Pour pallier le manque d’effectifs au sein du personnel, le CHU de Poitiers recrute. Une récente campagne publicitaire lancée fait polémique. Les syndicats hospitaliers montent au créneau. La direction, elle, plaide le second degré.
“On est choqués”. Jointe par téléphone ce jeudi, Karine Rousseau-Cingal, secrétaire générale CGT au CHU de Poitiers, accuse la dernière campagne publicitaire financée par l’établissement de santé d’être sexiste.
Sur une affiche, une infirmière prénommée “Nicole” annonce à un médecin qu’elle a été “recrutée directement en CDI”. Le médecin, qui l’en félicite, est assis à son bureau. “Donner cette image là, celle du grand médecin et de la petite infirmière dévouée, c’est dégradant”, déclare Karine Rousseau-Cingal. Elle dit avoir échangé avec des personnes qui se plaignent d'une campagne de publicité à "caractère archaïque, sexiste, et patriarcal".
Une campagne “sexiste, misogyne, rétrograde”
Le constat est le même pour le syndicat CNI 86. À Poitiers, son vice-président Florent Lieveaux confirme que la campagne de recrutement est “vraiment très mal perçue par les agents qui ne comprennent pas que la direction puisse faire de l’humour ces temps-ci”.
“Pour nous, cette campagne publicitaire est une campagne sexiste, misogyne et rétrograde”

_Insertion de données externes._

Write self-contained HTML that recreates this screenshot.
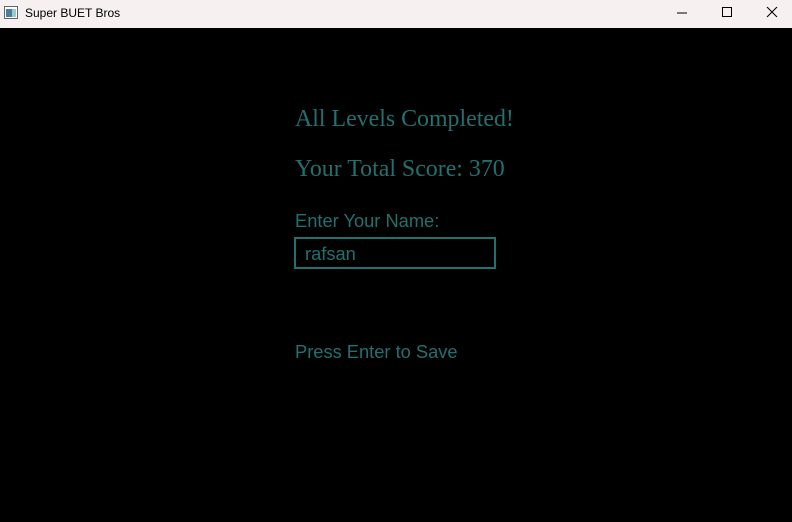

Florent Lieveaux, vice président du CNI 86.
Mobilisé, le syndicat n’a pas pu échanger verbalement avec la direction du CHU de Poitiers. ”Nous avons tout de suite interpellé Madame Costa (directrice du CHU de Poitiers, ndlr). Dans un mail, elle nous a simplement indiqué que la campagne avait été validée par le directoire”. Le syndicat demande notamment le "retrait immédiat" de la campagne de recrutement.
Le CHU plaide le "second degré"
Contactée par France 3 Poitou-Charentes pour réagir aux réactions suscitées par cette campagne de communication, la direction du CHU de Poitiers défend ce jeudi une "démarche portée par la communauté hospitalière, soumise auprès d’étudiants et validée par le directoire de l’établissement". "La campagne qui vient d’être lancée, avec une tonalité volontairement décalée, s’appuie sur des images d’un thème de roman photos qui renvoie explicitement aux années 60 et 70 (...) Le décalage entre les mots et la photo invite le lecteur à une approche au second degré", défend Stéphan Maret, directeur de la communication du CHU de Poitiers.

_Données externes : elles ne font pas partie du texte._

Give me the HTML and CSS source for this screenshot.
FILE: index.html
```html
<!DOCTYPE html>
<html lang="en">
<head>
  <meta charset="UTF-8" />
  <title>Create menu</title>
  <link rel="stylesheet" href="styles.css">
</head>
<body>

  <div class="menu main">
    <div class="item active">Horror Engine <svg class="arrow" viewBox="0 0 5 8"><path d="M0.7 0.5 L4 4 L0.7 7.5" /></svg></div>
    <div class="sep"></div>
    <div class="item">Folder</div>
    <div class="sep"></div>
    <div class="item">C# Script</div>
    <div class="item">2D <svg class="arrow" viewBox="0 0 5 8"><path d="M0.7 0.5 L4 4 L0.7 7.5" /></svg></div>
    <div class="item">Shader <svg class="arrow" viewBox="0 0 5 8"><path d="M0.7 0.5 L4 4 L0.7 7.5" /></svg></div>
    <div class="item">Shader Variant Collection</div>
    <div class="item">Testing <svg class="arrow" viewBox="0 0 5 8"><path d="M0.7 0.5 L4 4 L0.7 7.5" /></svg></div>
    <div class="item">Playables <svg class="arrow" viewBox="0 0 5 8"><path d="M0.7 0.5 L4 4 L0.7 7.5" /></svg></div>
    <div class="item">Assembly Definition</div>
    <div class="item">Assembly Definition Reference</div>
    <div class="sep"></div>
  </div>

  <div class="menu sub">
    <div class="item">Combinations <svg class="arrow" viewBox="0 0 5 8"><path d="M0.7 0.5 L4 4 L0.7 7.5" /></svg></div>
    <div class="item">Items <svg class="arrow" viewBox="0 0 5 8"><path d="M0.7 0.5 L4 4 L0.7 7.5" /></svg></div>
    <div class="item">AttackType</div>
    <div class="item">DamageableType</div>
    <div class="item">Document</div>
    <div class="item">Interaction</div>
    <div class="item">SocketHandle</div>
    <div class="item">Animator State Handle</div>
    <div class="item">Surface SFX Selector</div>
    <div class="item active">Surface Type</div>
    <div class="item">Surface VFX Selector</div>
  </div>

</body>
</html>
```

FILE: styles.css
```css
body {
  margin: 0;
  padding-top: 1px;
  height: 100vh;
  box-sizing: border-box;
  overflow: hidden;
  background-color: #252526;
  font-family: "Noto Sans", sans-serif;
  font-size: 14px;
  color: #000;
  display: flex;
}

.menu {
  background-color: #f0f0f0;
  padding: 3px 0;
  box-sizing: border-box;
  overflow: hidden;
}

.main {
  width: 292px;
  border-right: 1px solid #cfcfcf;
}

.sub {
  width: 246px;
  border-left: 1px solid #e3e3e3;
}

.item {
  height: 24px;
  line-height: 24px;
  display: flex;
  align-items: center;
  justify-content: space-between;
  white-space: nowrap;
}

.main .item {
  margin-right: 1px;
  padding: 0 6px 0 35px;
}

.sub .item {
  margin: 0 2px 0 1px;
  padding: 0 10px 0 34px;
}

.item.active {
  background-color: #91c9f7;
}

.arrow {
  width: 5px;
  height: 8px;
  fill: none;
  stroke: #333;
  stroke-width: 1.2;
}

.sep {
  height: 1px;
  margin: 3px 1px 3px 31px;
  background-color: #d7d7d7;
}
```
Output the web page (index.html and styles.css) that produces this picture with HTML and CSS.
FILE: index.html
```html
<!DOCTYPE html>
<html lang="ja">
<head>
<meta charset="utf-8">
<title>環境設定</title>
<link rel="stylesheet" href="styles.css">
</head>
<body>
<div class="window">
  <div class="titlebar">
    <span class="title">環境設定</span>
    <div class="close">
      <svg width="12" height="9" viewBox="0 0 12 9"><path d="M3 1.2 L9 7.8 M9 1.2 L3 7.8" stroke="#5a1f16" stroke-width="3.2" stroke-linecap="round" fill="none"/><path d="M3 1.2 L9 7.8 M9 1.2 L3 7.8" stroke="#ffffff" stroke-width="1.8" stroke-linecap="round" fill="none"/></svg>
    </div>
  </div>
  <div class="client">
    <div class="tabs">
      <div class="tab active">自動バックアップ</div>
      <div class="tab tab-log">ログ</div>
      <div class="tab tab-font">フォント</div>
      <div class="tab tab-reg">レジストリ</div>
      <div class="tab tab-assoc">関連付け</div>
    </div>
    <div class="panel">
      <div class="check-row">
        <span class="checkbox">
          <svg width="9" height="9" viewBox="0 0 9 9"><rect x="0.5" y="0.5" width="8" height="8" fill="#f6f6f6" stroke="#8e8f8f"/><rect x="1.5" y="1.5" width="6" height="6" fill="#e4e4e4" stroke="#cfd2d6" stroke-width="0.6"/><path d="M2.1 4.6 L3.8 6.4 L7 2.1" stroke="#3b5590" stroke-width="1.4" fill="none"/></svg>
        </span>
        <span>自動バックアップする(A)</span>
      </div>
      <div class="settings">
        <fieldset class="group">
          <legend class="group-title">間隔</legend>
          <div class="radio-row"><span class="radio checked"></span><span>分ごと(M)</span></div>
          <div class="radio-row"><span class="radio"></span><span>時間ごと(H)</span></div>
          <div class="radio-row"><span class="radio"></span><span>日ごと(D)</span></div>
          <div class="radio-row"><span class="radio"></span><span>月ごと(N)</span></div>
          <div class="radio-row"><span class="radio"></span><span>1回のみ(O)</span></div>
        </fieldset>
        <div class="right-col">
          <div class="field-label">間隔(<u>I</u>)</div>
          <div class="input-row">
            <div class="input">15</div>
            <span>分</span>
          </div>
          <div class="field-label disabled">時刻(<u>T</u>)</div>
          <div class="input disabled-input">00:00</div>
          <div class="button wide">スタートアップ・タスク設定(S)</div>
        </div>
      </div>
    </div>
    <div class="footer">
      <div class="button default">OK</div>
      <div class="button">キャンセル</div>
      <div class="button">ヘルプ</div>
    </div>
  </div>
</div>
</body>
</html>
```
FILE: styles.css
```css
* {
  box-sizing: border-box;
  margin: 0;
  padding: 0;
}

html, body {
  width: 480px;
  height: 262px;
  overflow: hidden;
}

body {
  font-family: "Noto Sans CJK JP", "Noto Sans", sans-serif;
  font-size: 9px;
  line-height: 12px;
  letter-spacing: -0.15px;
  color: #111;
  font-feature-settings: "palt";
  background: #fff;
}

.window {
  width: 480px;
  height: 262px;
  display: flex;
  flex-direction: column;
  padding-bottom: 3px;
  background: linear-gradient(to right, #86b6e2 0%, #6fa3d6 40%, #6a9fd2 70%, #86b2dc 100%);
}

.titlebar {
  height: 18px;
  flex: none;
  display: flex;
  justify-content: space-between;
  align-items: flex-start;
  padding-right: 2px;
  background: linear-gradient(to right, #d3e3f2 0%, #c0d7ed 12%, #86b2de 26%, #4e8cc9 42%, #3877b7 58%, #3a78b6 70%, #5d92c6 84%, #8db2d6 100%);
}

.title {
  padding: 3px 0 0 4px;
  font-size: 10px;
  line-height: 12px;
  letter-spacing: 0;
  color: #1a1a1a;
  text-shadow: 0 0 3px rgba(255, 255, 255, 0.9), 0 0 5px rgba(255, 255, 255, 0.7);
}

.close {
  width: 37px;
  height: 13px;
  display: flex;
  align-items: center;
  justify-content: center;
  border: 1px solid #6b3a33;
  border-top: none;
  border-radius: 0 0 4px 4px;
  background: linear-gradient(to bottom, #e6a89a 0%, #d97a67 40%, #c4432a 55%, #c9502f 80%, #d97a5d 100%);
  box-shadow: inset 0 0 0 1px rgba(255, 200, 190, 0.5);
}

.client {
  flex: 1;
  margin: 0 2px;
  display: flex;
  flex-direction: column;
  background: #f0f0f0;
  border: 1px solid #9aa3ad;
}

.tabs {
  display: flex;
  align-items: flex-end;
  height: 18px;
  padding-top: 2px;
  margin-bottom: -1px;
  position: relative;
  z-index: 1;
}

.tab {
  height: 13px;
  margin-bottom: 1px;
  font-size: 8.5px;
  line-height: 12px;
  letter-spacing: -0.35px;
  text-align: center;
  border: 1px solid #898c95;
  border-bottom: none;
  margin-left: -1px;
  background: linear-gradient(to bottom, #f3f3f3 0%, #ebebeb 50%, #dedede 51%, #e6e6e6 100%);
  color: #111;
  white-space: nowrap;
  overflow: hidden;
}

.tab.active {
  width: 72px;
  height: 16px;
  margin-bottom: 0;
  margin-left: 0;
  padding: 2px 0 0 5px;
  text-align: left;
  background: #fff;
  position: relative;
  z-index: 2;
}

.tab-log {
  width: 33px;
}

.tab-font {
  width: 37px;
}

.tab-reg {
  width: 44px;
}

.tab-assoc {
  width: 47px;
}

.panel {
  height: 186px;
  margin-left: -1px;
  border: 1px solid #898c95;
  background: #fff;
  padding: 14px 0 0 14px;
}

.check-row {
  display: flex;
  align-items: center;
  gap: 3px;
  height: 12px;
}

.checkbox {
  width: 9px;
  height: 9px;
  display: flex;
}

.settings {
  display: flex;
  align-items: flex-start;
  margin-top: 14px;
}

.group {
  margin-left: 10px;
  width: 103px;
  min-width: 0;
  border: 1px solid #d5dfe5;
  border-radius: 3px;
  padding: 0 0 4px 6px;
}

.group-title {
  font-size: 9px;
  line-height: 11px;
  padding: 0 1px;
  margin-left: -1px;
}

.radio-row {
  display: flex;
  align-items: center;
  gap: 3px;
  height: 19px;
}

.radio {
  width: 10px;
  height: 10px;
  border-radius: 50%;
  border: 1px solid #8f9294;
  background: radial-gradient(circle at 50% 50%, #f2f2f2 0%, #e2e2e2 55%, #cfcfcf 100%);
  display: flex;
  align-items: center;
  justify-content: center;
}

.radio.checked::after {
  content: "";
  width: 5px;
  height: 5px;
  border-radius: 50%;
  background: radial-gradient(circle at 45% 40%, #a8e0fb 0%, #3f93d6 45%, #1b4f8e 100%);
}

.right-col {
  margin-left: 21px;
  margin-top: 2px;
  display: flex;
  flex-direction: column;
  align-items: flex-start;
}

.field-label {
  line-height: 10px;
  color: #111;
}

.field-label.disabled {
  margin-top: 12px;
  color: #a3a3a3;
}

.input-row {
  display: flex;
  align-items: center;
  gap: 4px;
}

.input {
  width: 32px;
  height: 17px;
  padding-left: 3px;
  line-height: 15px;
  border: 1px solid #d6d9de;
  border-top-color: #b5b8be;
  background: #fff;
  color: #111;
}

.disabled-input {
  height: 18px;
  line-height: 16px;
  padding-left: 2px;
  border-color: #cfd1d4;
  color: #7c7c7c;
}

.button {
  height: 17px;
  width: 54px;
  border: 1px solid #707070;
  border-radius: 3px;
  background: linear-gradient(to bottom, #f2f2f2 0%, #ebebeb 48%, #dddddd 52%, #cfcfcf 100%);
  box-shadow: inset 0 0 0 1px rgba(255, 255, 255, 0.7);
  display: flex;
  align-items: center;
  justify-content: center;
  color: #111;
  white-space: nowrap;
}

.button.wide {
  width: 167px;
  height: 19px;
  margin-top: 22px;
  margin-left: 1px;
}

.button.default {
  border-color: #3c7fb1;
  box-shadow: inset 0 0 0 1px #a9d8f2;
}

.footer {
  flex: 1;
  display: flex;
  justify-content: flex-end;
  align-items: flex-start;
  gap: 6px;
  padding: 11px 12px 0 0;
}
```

Qu’elle que soit la campagne de communication, l’essentiel reste bien les mesures prises par le CHU de Poitiers pour mieux rémunérer son personnel
Stéphan Maret, directeur de la communication et du mécénat du CHU de Poitiers
"Le CHU de Poitiers est confronté aux difficultés que rencontre la grande majorité des hôpitaux sur les recrutements de personnel médical et paramédical", rappelle le directeur, qui indique que "depuis plusieurs semaines, ses sites d’urgence sur le département de la Vienne ont été durement éprouvés par cette situation alarmante".
Selon le site internet dédié au recrutement du CHU de Poitiers, 94 annonces pour des postes à pouvoir de suite sont en ligne. Ces emplois sont répartis entre tous les sites du CHU, à Poitiers, Châtellerault, Lusignan, Montmorillon et Loudun.
Un personnel soignant en souffrance
Outre les accusations de sexisme, la syndicaliste Karine Rousseau-Cingal dénonce le fait que l’obtention d’un CDI à l’hôpital soit perçu, dans la campagne de publicité, comme une victoire. “Signer un CDI ce n’est pas une victoire. On manque de personnel, on a des pédiatres qui s’en vont”, liste-t-elle, en rappelant que les services d’urgences de l’hôpital de Montmorillon près de Poitiers (Vienne) ont dû fermer plusieurs jours faute de personnel.
On a des collègues qui sont obligés de séparer leurs congés de 15 jours ou trois semaines qui ne peuvent pas les passer avec leur famille parce qu’on est en sous effectif.
Karine Rousseau-Cingal, secrétaire générale CGT au CHU de Poitiers,
Selon les syndicats, depuis la pandémie et la crise sanitaire liée au Covid-19, la situation de l’hôpital s’est largement dégradée. Tous se mobilisent pour alerter sur leurs conditions de travail. La semaine dernière à La Rochelle (Charente-Maritime), plusieurs grévistes du syndicat Sud-santé s’étaient installés dans le hall d’accueil du CHU pour dénoncer “une situation intolérable’.